One of the first devices to successfully employ the principles essential to rocket flight was a wooden bird. The writings of Aulus Gellius, a Roman, tell a story of a Greek named Archytas who lived in the city of Tarentum, now a part of southern Italy. Somewhere around the year 400 B.C., Archytas mystified and amused the citizens of Tarentum by flying a pigeon made of wood. Escaping steam propelled the bird suspended on wires. The pigeon used the action-reaction principle, which was not stated as a scientific law until the 17th century. About three hundred years after the pigeon, another Greek, Hero of Alexandria, invented a similar rocket-like device called an aeolipile.

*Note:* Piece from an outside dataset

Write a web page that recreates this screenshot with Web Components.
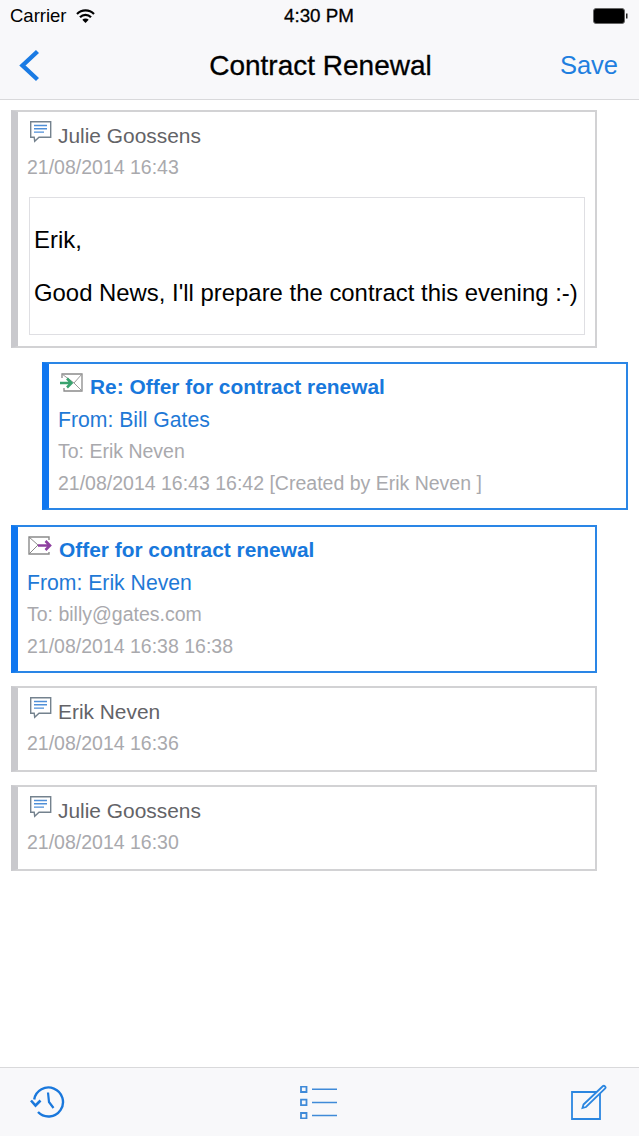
<!DOCTYPE html>
<html>
<head>
<meta charset="utf-8">
<title>Contract Renewal</title>
<style>
  html, body { margin: 0; padding: 0; background: #fff; }
  body { font-family: "Liberation Sans", Arial, sans-serif; }
</style>
</head>
<body>
<thread-app>
  <status-bar slot="status"></status-bar>
  <nav-bar slot="nav" title="Contract Renewal" action="Save"></nav-bar>

  <thread-card variant="note" style="--top: 0px">
    <msg-row kind="name" icon="chat">Julie Goossens</msg-row>
    <msg-row kind="meta">21/08/2014 16:43</msg-row>
    <message-body>
      <p>Erik,</p>
      <p>Good News, I'll prepare the contract this evening :-)</p>
    </message-body>
  </thread-card>

  <thread-card variant="mail" indent style="--top: 14px">
    <msg-row kind="subject" icon="in">Re: Offer for contract renewal</msg-row>
    <msg-row kind="from">From: Bill Gates</msg-row>
    <msg-row kind="meta">To: Erik Neven</msg-row>
    <msg-row kind="meta">21/08/2014 16:43 16:42 [Created by Erik Neven ]</msg-row>
  </thread-card>

  <thread-card variant="mail" style="--top: 15px">
    <msg-row kind="subject" icon="out">Offer for contract renewal</msg-row>
    <msg-row kind="from">From: Erik Neven</msg-row>
    <msg-row kind="meta">To: billy@gates.com</msg-row>
    <msg-row kind="meta">21/08/2014 16:38 16:38</msg-row>
  </thread-card>

  <thread-card variant="note">
    <msg-row kind="name" icon="chat">Erik Neven</msg-row>
    <msg-row kind="meta">21/08/2014 16:36</msg-row>
  </thread-card>

  <thread-card variant="note">
    <msg-row kind="name" icon="chat">Julie Goossens</msg-row>
    <msg-row kind="meta">21/08/2014 16:30</msg-row>
  </thread-card>

  <tool-bar slot="tools"></tool-bar>
</thread-app>

<script>
(function () {
    const ICONS = {
        chat: `
      <svg width="24" height="23" viewBox="0 0 24 23" fill="none">
        <path d="M2.700 1.700h20v15.500H11l-4.300 4-.5-4H2.700z" fill="#fff" stroke="#74828e" stroke-width="1.400"/>
        <path d="M6 5.500h13M6 8.800h13M6 12.100h10" stroke="#4f8fd8" stroke-width="1.400"/>
      </svg>`,
        in: `
      <svg width="24" height="20" viewBox="0 0 24 20" fill="none">
        <path d="M3 5V1h20v17H5v-3" stroke="#8a8a8a" stroke-width="1.300"/>
        <path d="M3 1l12 9 8-9M23 18l-8-8" stroke="#9a9a9a" stroke-width="1"/>
        <path d="M1 10h11M8 5.500l4.500 4.500-4.500 4.500" stroke="#3aa36f" stroke-width="2.600"/>
      </svg>`,
        out: `
      <svg width="24" height="20" viewBox="0 0 24 20" fill="none">
        <path d="M21 4V1H1v17h20v-2" stroke="#8a8a8a" stroke-width="1.400"/>
        <path d="M1 1l9 8-9 9" stroke="#8a8a8a" stroke-width="1"/>
        <path d="M10 9.500h12M17.500 5l4.500 4.500-4.500 4.500" stroke="#8e3fa0" stroke-width="2.600"/>
      </svg>`
    };

    class ThreadApp extends HTMLElement {
        constructor() {
            super();
            this.attachShadow({ mode: 'open' });
            this.shadowRoot.innerHTML = `
      <style>
        :host {
          display: flex;
          flex-direction: column;
          height: 1136px;
          overflow: hidden;
          background: #fff;
        }
        header {
          background: #f8f8fa;
          border-bottom: 1px solid #d9d9db;
        }
        main {
          flex: 1;
          display: flex;
          flex-direction: column;
          padding: 10px 0 0 11px;
        }
      </style>
      <header>
        <slot name="status"></slot>
        <slot name="nav"></slot>
      </header>
      <main><slot></slot></main>
      <slot name="tools"></slot>
    `;
        }
    }

    class StatusBar extends HTMLElement {
        constructor() {
            super();
            this.attachShadow({ mode: 'open' });
            this.shadowRoot.innerHTML = `
      <style>
        :host {
          display: grid;
          grid-template-columns: 1fr auto 1fr;
          align-items: center;
          height: 32px;
          padding: 0 11px 0 10px;
          color: #000;
          font-size: 18.500px;
        }
        .left { display: flex; align-items: center; gap: 9px; }
        .time { font-size: 18.800px; -webkit-text-stroke: .3px #000; }
        .right { display: flex; justify-content: flex-end; }
      </style>
      <div class="left">
        <span>Carrier</span>
        <svg width="19" height="14" viewBox="0 0 19 14" fill="none" stroke="#000" stroke-width="2.200">
          <path d="M1 5a12 12 0 0 1 17 0M4 8.300a7.500 7.500 0 0 1 11 0"/>
          <path d="M9.500 14l-3.200-3.200a4.500 4.500 0 0 1 6.400 0z" fill="#000" stroke="none"/>
        </svg>
      </div>
      <span class="time">4:30 PM</span>
      <div class="right">
        <svg width="35" height="16" viewBox="0 0 35 16">
          <rect x=".5" y=".5" width="31" height="15" rx="2.500" fill="#000" stroke="#666"/>
          <path d="M33 5.500h1.500v5H33z" fill="#222"/>
        </svg>
      </div>
    `;
        }
    }

    class NavBar extends HTMLElement {
        constructor() {
            super();
            this.attachShadow({ mode: 'open' });
            this.shadowRoot.innerHTML = `
      <style>
        :host {
          display: grid;
          grid-template-columns: 1fr auto 1fr;
          align-items: center;
          height: 67px;
          padding: 0 20px 0 22px;
        }
        .title {
          font-size: 28px;
          color: #000;
          -webkit-text-stroke: .3px #000;
        }
        .action {
          justify-self: end;
          margin-right: 1px;
          font-size: 25.500px;
          color: #1f7fdf;
        }
        svg { display: block; margin-left: -3px; }
      </style>
      <svg width="21" height="33" viewBox="0 0 21 33" fill="none" stroke="#1a7be4" stroke-width="4.400">
        <path d="M18.500 2.500L3.500 16.500l15 14"/>
      </svg>
      <span class="title"></span>
      <span class="action"></span>
    `;
        }

        connectedCallback() {
            this.shadowRoot.querySelector('.title').textContent = this.getAttribute('title');
            this.shadowRoot.querySelector('.action').textContent = this.getAttribute('action');
        }
    }

    class ThreadCard extends HTMLElement {
        constructor() {
            super();
            this.attachShadow({ mode: 'open' });
            this.shadowRoot.innerHTML = `
      <style>
        :host {
          display: block;
          box-sizing: border-box;
          width: 586px;
          margin-top: var(--top, 13px);
          padding: 7px 10px 11px 9px;
          border: 2px solid #d2d2d4;
          border-left-width: 7px;
          border-left-color: #c9c9cd;
          background: #fff;
        }
        :host([variant="mail"]) {
          padding-bottom: 9px;
          border: 2px solid #2a86e6;
          border-left: 7px solid #1077f0;
        }
        :host([indent]) { margin-left: 31px; }
        .rows { display: flex; flex-direction: column; }
      </style>
      <div class="rows"><slot></slot></div>
    `;
        }
    }

    class MsgRow extends HTMLElement {
        constructor() {
            super();
            this.attachShadow({ mode: 'open' });
            this.shadowRoot.innerHTML = `
      <style>
        :host {
          display: flex;
          align-items: center;
          box-sizing: border-box;
          height: 32px;
          white-space: nowrap;
          font-size: 19.500px;
          color: #a9a9ad;
        }
        :host([kind="name"]) { padding-top: 1px; font-size: 20.900px; color: #636367; }
        :host([kind="from"]) { padding-top: 2px; font-size: 21.200px; color: #1f79d6; }
        :host([kind="subject"]) { font-size: 20.900px; color: #1878dc; font-weight: bold; }
        .icon { display: none; margin: -8px 6px 0 1px; }
        :host([kind="subject"]) .icon { margin-right: 7px; }
        .icon.on { display: block; }
        svg { display: block; }
      </style>
      <span class="icon"></span>
      <slot></slot>
    `;
        }

        connectedCallback() {
            const name = this.getAttribute('icon');
            if (name) {
                const icon = this.shadowRoot.querySelector('.icon');
                icon.innerHTML = ICONS[name];
                icon.classList.add('on');
            }
        }
    }

    class MessageBody extends HTMLElement {
        constructor() {
            super();
            this.attachShadow({ mode: 'open' });
            this.shadowRoot.innerHTML = `
      <style>
        :host {
          display: block;
          box-sizing: border-box;
          height: 138px;
          margin: 14px 0 0 2px;
          padding: 15px 4px;
          border: 1px solid #dfdfe3;
          font-size: 23.900px;
          line-height: 53px;
          color: #000;
          white-space: nowrap;
        }
        ::slotted(p) { margin: 0; }
      </style>
      <slot></slot>
    `;
        }
    }

    class ToolBar extends HTMLElement {
        constructor() {
            super();
            this.attachShadow({ mode: 'open' });
            this.shadowRoot.innerHTML = `
      <style>
        :host {
          display: flex;
          justify-content: space-between;
          align-items: center;
          box-sizing: border-box;
          height: 69px;
          padding: 0 32px 0 30px;
          background: #f8f8fa;
          border-top: 1px solid #d9d9db;
        }
        svg { display: block; }
        .list { margin-right: 1px; }
      </style>
      <svg width="36" height="34" viewBox="0 0 36 34" fill="none" stroke="#1a78dc" stroke-width="2.400">
        <path d="M4.200 14.500a14.500 14.500 0 1 1 3.800 12.500"/>
        <path d="M1 15.500l4.500 5 5-5" stroke-width="2.600"/>
        <path d="M18 7.500l1 9.500 4.500 6" stroke-width="2.200"/>
      </svg>
      <svg class="list" width="37" height="33" viewBox="0 0 37 33" fill="none" stroke="#3f8ad8">
        <path d="M1 .5h5.500V6H1zM1 13.700h5.500v5.500H1zM1 27h5.500v5.500H1z" stroke-width="1.800"/>
        <path d="M12 3.200h25M12 16.400h25M12 29.600h25" stroke-width="1.500"/>
      </svg>
      <svg width="36" height="36" viewBox="0 0 36 36" fill="none" stroke="#2b86e0" stroke-width="1.800">
        <path d="M1 8h28v27H1z"/>
        <path d="M12.500 20.500L32 2c1.200-1 3.400 1.200 2.200 2.400L15 23l-3.500 1z" fill="#f8f8fa"/>
      </svg>
    `;
        }
    }

    customElements.define('thread-app', ThreadApp);
    customElements.define('status-bar', StatusBar);
    customElements.define('nav-bar', NavBar);
    customElements.define('thread-card', ThreadCard);
    customElements.define('msg-row', MsgRow);
    customElements.define('message-body', MessageBody);
    customElements.define('tool-bar', ToolBar);
})();
</script>
</body>
</html>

It, too, used steam as a propulsive gas.
And finally, one must consider what discoveries there may very well have been further to the East. Ancient China, credited with the kite as early as the Fifth Century BC, as well as the rocket before the time of Roger Bacon, may have synthesized these two inventions somehow, although historical evidence has not thus far revealed any quantitative understanding.
In level flight, all air is propelled downward, and it must exactly equal the weight of the airplane.
Getting Pushy!
Your average 172, at normal cruise speed, pushes about how much air downward?

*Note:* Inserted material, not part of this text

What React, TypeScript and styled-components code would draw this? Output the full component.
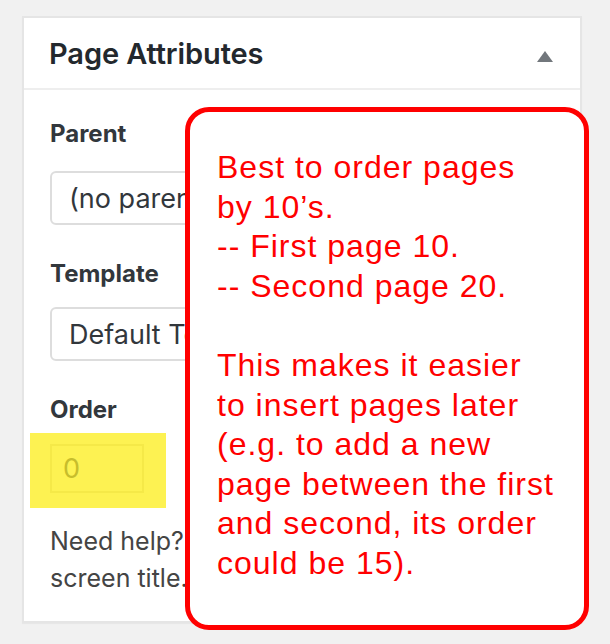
import React from 'react'
import styled, { createGlobalStyle } from 'styled-components'

const GlobalStyle = createGlobalStyle`
  html, body {
    margin: 0;
    padding: 0;
    background: #f1f1f1;
  }
  * {
    box-sizing: border-box;
  }
`

const Page = styled.div`
  position: relative;
  width: 610px;
  height: 644px;
  padding: 16px 0 0 22px;
  overflow: hidden;
  font-family: Inter, "Noto Sans", sans-serif;
`

const Panel = styled.div`
  width: 560px;
  background: #fff;
  border: 2px solid #e5e5e5;
  box-shadow: 0 1px 1px rgba(0, 0, 0, 0.04);
`

const PanelHeader = styled.div`
  height: 72px;
  display: flex;
  align-items: center;
  justify-content: space-between;
  padding: 0 27px 0 25px;
  border-bottom: 2px solid #eeeeee;
`

const PanelTitle = styled.h2`
  margin: 0;
  font-size: 29px;
  font-weight: 600;
  color: #23282d;
  letter-spacing: -0.1px;
`

const Toggle = styled.svg`
  width: 16px;
  height: 11px;
  margin-top: 6px;
`

const PanelBody = styled.div`
  padding: 0 26px 24px 26px;
`

const Label = styled.div<{ $top: number; $gap: number }>`
  margin-top: ${p => p.$top}px;
  margin-bottom: ${p => p.$gap}px;
  font-size: 24px;
  line-height: 32px;
  font-weight: 700;
  color: #32373c;
`

const Select = styled.div`
  width: 100%;
  height: 54px;
  display: flex;
  align-items: center;
  padding-left: 17px;
  border: 2px solid #dddddd;
  border-radius: 6px;
  font-size: 27px;
  color: #32373c;
  white-space: nowrap;
  overflow: hidden;
`

const Highlight = styled.div`
  display: inline-block;
  margin-left: -20px;
  padding: 11px 22px 15px 20px;
  background: #fdf252;
`

const NumberInput = styled.div`
  width: 94px;
  height: 49px;
  display: flex;
  align-items: center;
  padding-left: 11px;
  border: 2px solid rgba(190, 170, 0, 0.12);
  font-size: 27px;
  color: #c7bd2c;
`

const Help = styled.p`
  margin: 15px 0 0 0;
  font-size: 25px;
  line-height: 37px;
  color: #444444;
  white-space: nowrap;
`

const Note = styled.div`
  position: absolute;
  left: 185px;
  top: 107px;
  width: 404px;
  height: 523px;
  padding: 36px 0 0 27px;
  background: #fff;
  border: 5.5px solid #ff0000;
  border-radius: 24px;
  font-family: "Liberation Sans", Arial, Helvetica, sans-serif;
  font-size: 32px;
  line-height: 39.6px;
  letter-spacing: 1px;
  color: #ff0000;
  white-space: nowrap;
`

const NoteLine = styled.div`
  min-height: 39.6px;
`

const noteLines = [
  'Best to order pages',
  'by 10\u2019s.',
  '-- First page 10.',
  '-- Second page 20.',
  '',
  'This makes it easier',
  'to insert pages later',
  '(e.g. to add a new',
  'page between the first',
  'and second, its order',
  'could be 15).',
]

export default function App() {
  return (
    <>
      <GlobalStyle />
      <Page>
        <Panel>
          <PanelHeader>
            <PanelTitle>Page Attributes</PanelTitle>
            <Toggle viewBox="0 0 16 11">
              <polygon points="8,0 16,11 0,11" fill="#72777c" />
            </Toggle>
          </PanelHeader>
          <PanelBody>
            <Label $top={28} $gap={21}>Parent</Label>
            <Select>(no parent)</Select>
            <Label $top={33} $gap={17}>Template</Label>
            <Select>Default Template</Select>
            <Label $top={33} $gap={7}>Order</Label>
            <Highlight>
              <NumberInput>0</NumberInput>
            </Highlight>
            <Help>
              Need help? Use the Help tab above the
              <br />
              screen title.
            </Help>
          </PanelBody>
        </Panel>
        <Note>
          {noteLines.map((line, i) => (
            <NoteLine key={i}>{line}</NoteLine>
          ))}
        </Note>
      </Page>
    </>
  )
}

- Actually it is more meaningful to speak of a volume of air displaced rearward, rather than downward. Depending upon propeller design and installation, the general ballpark figure for engines of that size would be a static thrust of (very roughly) about 200 Kg. Since air at standard temperature has a mass of approximately one and a quarter kilograms per cubic meter–we’re talking mass here now, not pressure–that equates to about 160 cubic meters per second of air blasted backwards, each second.
- an amount equal to about five times its own weight every second
- As mentioned in choice B, most of the air is of course directed rearward. However there is a downward component which also equals the weight of the airplane. It is dependent on angle of attack, but it is time-independent.
Answer: C. The other verbiage is mostly chaff. Bulls-eye if you guessed the right answer. It is indeed true at least in a very rough sense that a propeller (one of perfect design) might achieve four pounds of thrust for each available horsepower, but wings keep us up by pushing air down. That Cessna will be pushing about five times its own weight of air down, each second. Air at standard temperature “weighs” (really, it’s mass and not weight) about 1.25 ounces per cubic foot or also, coincidentally, about 1.25 Kg per cubic meter. (The more precise numbers are about 1.22 and 1.29, respectively.) If our Skyhawk weighs one ton, that would be about 4200 cubic meters of air every second. Visualized as a cube of air, that would be a box that’s a bit over 16 meters on a side (or not quite 53 feet) every second!